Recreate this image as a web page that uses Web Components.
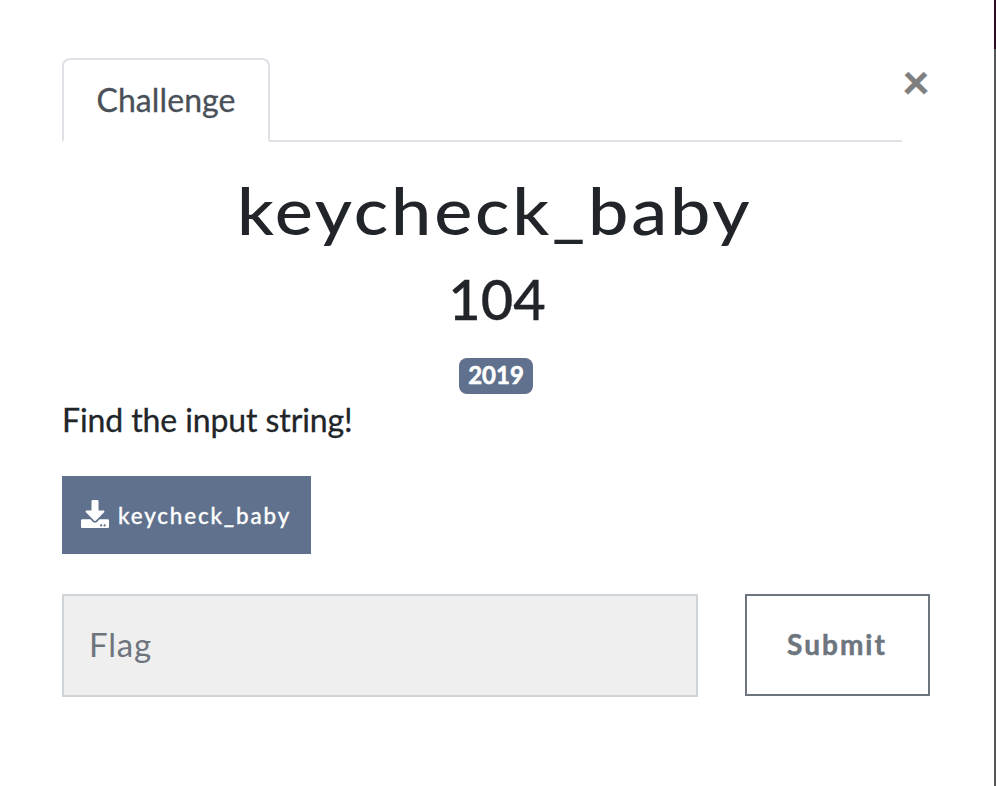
<!DOCTYPE html>
<html lang="en">
<head>
<meta charset="utf-8">
<title>Challenge</title>
<style>
body { margin: 0; background: #fff; color: #212529; font-family: Lato, "Liberation Sans", sans-serif; -webkit-text-stroke: .3px currentColor; }
</style>
</head>
<body>
<challenge-modal>
  <challenge-tab slot="tab">Challenge</challenge-tab>
  <challenge-heading slot="head" points="104">keycheck_baby</challenge-heading>
  <challenge-tag slot="head">2019</challenge-tag>
  <span slot="description">Find the input string!</span>
  <file-button slot="files">keycheck_baby</file-button>
  <flag-form slot="form" placeholder="Flag" action="Submit"></flag-form>
</challenge-modal>
<script>
function define(name, markup, init) {
  const template = document.createElement('template');
  template.innerHTML = markup;
  customElements.define(name, class extends HTMLElement {
    constructor() {
      super();
      this.attachShadow({ mode: 'open' }).append(template.content.cloneNode(true));
    }
    connectedCallback() { if (init) init(this, this.shadowRoot); }
  });
}

define('challenge-modal', `
<style>
  :host { display: grid; grid-template-columns: 1fr 2px; height: 786px; overflow: hidden; }
  main { padding: 58px 64px 0 62px; display: flex; flex-direction: column; }
  .edge { background: linear-gradient(#2d0922 0 49px, #555859 49px 80px, #555 80px); }
  header { display: flex; height: 84px; }
  nav { width: 840px; flex: none; box-sizing: border-box; border-bottom: 2px solid #dee2e6; display: flex; }
  button { all: unset; width: 28px; margin-top: -1px; font-size: 48px; font-weight: 900; line-height: 48px; color: #7f7f7f; display: flex; justify-content: center; }
  .head { display: flex; flex-direction: column; align-items: center; width: 868px; height: 252px; }
  .description { box-sizing: border-box; font-size: 32px; line-height: 48px; padding-top: 2px; height: 82px; letter-spacing: -.1px; }
  .files { height: 118px; display: flex; align-items: flex-start; }
</style>
<main>
  <header><nav><slot name="tab"></slot></nav><button aria-label="Close">×</button></header>
  <div class="head"><slot name="head"></slot></div>
  <div class="description"><slot name="description"></slot></div>
  <div class="files"><slot name="files"></slot></div>
  <slot name="form"></slot>
</main>
<div class="edge"></div>`);

define('challenge-tab', `
<style>
  :host { display: block; box-sizing: border-box; width: 208px; height: 84px; padding: 16px 0; text-align: center;
    font-size: 32px; line-height: 48px; letter-spacing: .1px; color: #495057; background: #fff;
    border: 2px solid #dee2e6; border-bottom-color: #fff; border-radius: 8px 8px 0 0; }
</style><slot></slot>`);

define('challenge-heading', `
<style>
  :host { display: block; text-align: center; padding-top: 29px; height: 187px; font-weight: 500; }
  h2, h3 { margin: 0; font-weight: inherit; }
  h2 { font-size: 65px; line-height: 78px; letter-spacing: 2.6px; transform: translateX(-1.5px) scaleX(1.105); -webkit-text-stroke-width: 0; }
  h3 { font-size: 56px; line-height: 67px; margin-top: 16px; padding-left: 2px; -webkit-text-stroke-width: .3px; }
</style><h2><slot></slot></h2><h3></h3>`,
(el, root) => { root.querySelector('h3').textContent = el.getAttribute('points'); });

define('challenge-tag', `
<style>
  :host { display: block; width: 74px; height: 36px; border-radius: 8px; background: #60718d; color: #fff;
    font-size: 24px; font-weight: 700; line-height: 34px; text-align: center; -webkit-text-stroke-width: .6px; }
</style><slot></slot>`);

define('file-button', `
<style>
  :host { display: flex; align-items: center; box-sizing: border-box; width: 249px; height: 78px; padding-left: 19px; gap: 9px;
    background: #60718d; color: #fff; font-size: 22.4px; line-height: 34px; font-weight: 500; letter-spacing: 1.85px; }
  svg { width: 28px; height: 28px; flex: none; margin-top: -3px; }
  span { white-space: nowrap; padding-top: 2px; }
</style>
<svg viewBox="0 0 512 512" fill="currentColor"><path d="M216 0h80c13.300 0 24 10.700 24 24v168h87.700c17.800 0 26.700 21.500 14.100 34.100L269.700 378.300c-7.500 7.500-19.800 7.500-27.300 0L90.100 226.100c-12.600-12.600-3.700-34.100 14.100-34.100H192V24c0-13.300 10.700-24 24-24zm296 376v112c0 13.300-10.700 24-24 24H24c-13.300 0-24-10.700-24-24V376c0-13.300 10.700-24 24-24h146.700l49 49c20.100 20.100 52.500 20.100 72.600 0l49-49H488c13.300 0 24 10.700 24 24zm-124 88c0-11-9-20-20-20s-20 9-20 20 9 20 20 20 20-9 20-20zm64 0c0-11-9-20-20-20s-20 9-20 20 9 20 20 20 20-9 20-20z"/></svg>
<span><slot></slot></span>`);

define('flag-form', `
<style>
  :host { display: flex; justify-content: space-between; width: 868px; }
  input { box-sizing: border-box; width: 636px; height: 103px; margin: 0; padding: 0 25px 4px; border: 2px solid #ced4d8; border-radius: 0;
    background: #efefef; font: 400 33px Lato, sans-serif; letter-spacing: .8px; color: #6e757e; outline: none; -webkit-text-stroke-width: 0; }
  input::placeholder { color: #6e757e; opacity: 1; }
  button { box-sizing: border-box; width: 185px; height: 102px; margin: 0; padding: 0 1px 2px 0; border: 2px solid #6d757e; background: #fff;
    font: 700 28px Lato, sans-serif; letter-spacing: 2px; color: #6d757e; -webkit-text-stroke-width: .5px; }
</style>
<input><button></button>`,
(el, root) => {
  root.querySelector('input').placeholder = el.getAttribute('placeholder');
  root.querySelector('button').textContent = el.getAttribute('action');
});
</script>
</body>
</html>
++++++++
* _Your goal_
Gather from the data above every line with the string "this".

* _Result of the task_
Recreate this image as a web page that uses Web Components.
      this.attachShadow({ mode: 'open' }).append(template.content.cloneNode(true));
    connectedCallback() { if (init) init(this, this.shadowRoot); }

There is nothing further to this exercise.